Sat Oct 19, 2013, 07:30 AM
Oct 2013

Next time your boss offers you a pay raise, I want you to tell him "no thanks, my taxes will just go up if I increase my salary".

Obviously that is absurd, and you will gladly take the raise, and gladly pay a bit more in taxes. Its no different than a company. If they can get away with raising their prices, they will, and even though it increases their Net before tax, they will still do so.

One of the most important numbers for a major company is Earnings per share which is (Net income-Dividends on preferred stock)/Average outstanding shares. If you increase taxes, their net income goes down, as does the EPS, and they will do everything they possibly can to get it back up.
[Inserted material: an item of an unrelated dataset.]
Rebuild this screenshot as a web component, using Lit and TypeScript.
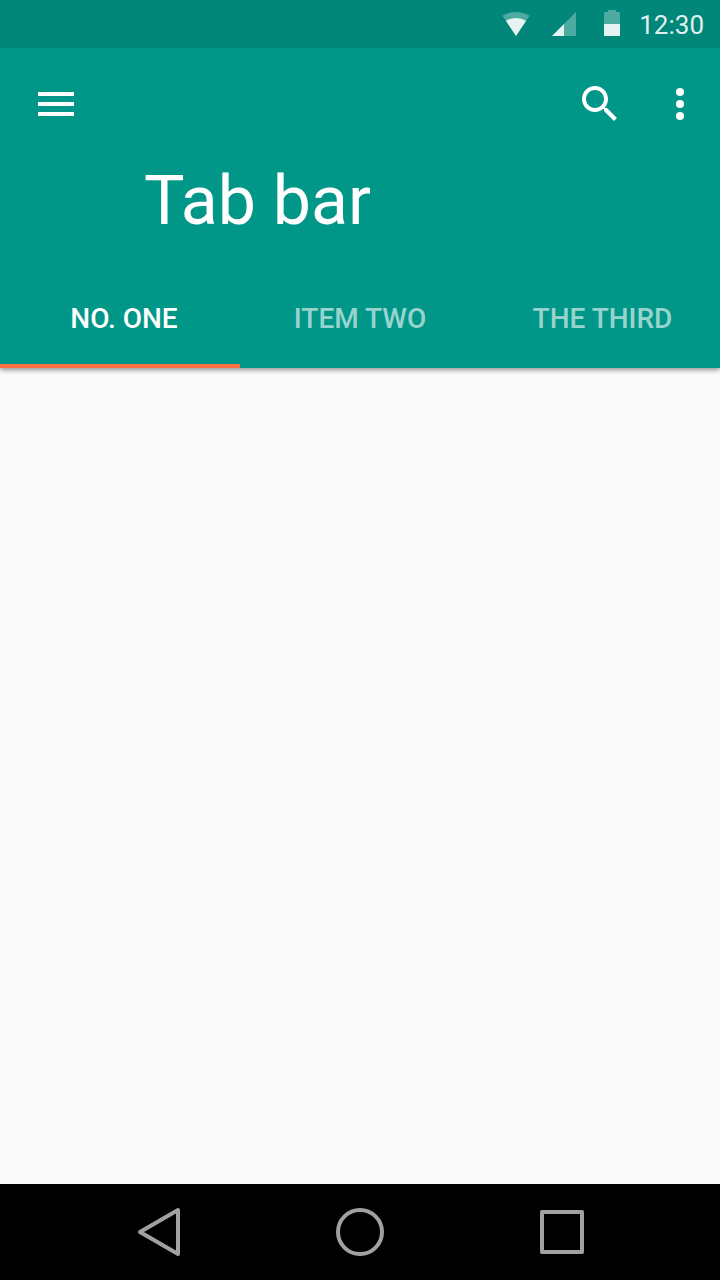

Now I suppose you could be cynical and say that a company is going to do everything they can already to increase their net profit, and you would probably be right, but when a new expense comes along that affects everybody in the industry, then often all companies will increase their price at the same time to reflect the new expense.

0rganism

(23,957 posts)
7. You touched on a couple of points i wanted to explore with my initial question
Mon Oct 21, 2013, 12:52 PM
Oct 2013

First, that a company wants to hit a certain amount of net profit regardless. As i understand it this is profit above and beyond the cost of producing the good, including all salaries and direct compensation.

> Companies often have goal in terms of net profit they want to hit

So let's say they can't hit this target with a new set of production costs or taxes. Will they automatically change their price point to make up the difference?

> they will try to raise the price on merchandise to keep the net profit the same (if the market will allow a price increase) (emphasis mine)

And this is the second idea i wanted to look at: in a competitive market, raising prices will reduce demand and reduce market share unless it happens across the board. However, a smaller shift in price combined with some other compensating factors, e.g. improved efficiency or reduced profit expectation, might be pareto optimal. If all competitors are hit with the same cost increase, the company that finds a way to not shift the entire difference into a change in per-unit price could find itself with a significant advantage.

It seems to me that the less competitive the market, the less incentive there would be to make any change other than a price increase -- keeping in mind that even a monopoly can lose out by pushing its price past what people are willing to pay.

So maybe what I'm looking for is some metric of price stability, which indicates how much of an increase in fixed costs will be absorbed internally.

 

Travis_0004

(5,417 posts)
8. See below
Mon Oct 21, 2013, 06:43 PM
Oct 2013
So maybe what I'm looking for is some metric of price stability, which indicates how much of an increase in fixed costs will be absorbed internally.

Look up Tax incidence. It is the economic theory that determines who actually pays the tax (not necessary who collects the tax.)

Tax incidence is based on price elasticity of demand (another economic theory). So lets imagine a product that is perfectly inelastic. So demand does not change regardless of price. If I am in the middle of a desert selling water, and if somebody comes across my shop and will die if he doesn't get any water, then he will pay whatever price I'm asking, even if it means emptying his wallet. In that case, the tax incidence would fall 100% on the consumer, and the business would absorb 0% of the new cost imposed.

Almost nothing is 100% inelastic, or 100% elastic, The percent of a new cost adsorbed by the consumer, and the percent absorbed by the seller is based on the actual price elastic demand curve, and there is a formula if you want to look it up, but tax incidence theory would state that the burden of a new tax is adsorbed by both parties in most cases.

Of course these are just theories. No business can run numbers in excel and determine where they are on the price elasticity of demand curve, they just try to raise their prices, and see if they can at least keep enough customers to make more money.
 

tillikum

(105 posts)
3. it depends on the percentage of labor/direct costs
Fri Oct 18, 2013, 11:26 PM
Oct 2013

vs. say raw materials. in a labor heavy product, a lot. in a material heavy product, less.

if you want to give an example I could probably find a unit price breakdown for you.

0rganism

(23,957 posts)
6. fair enough, since i restricted the initial question to wages and taxes
Mon Oct 21, 2013, 12:31 PM
Oct 2013

I think it applies equally to raw materials, equipment costs, whatever. One could generalize the question thusly: To what extent is variation in the cost of production and net profit reflected in the price of the end product?

It seems to me this would be related closely to competitive market stability and the ability of a producer to absorb changes in fixed costs and net earnings, and it's not an automatic "consumer always gets hit with the difference" situation.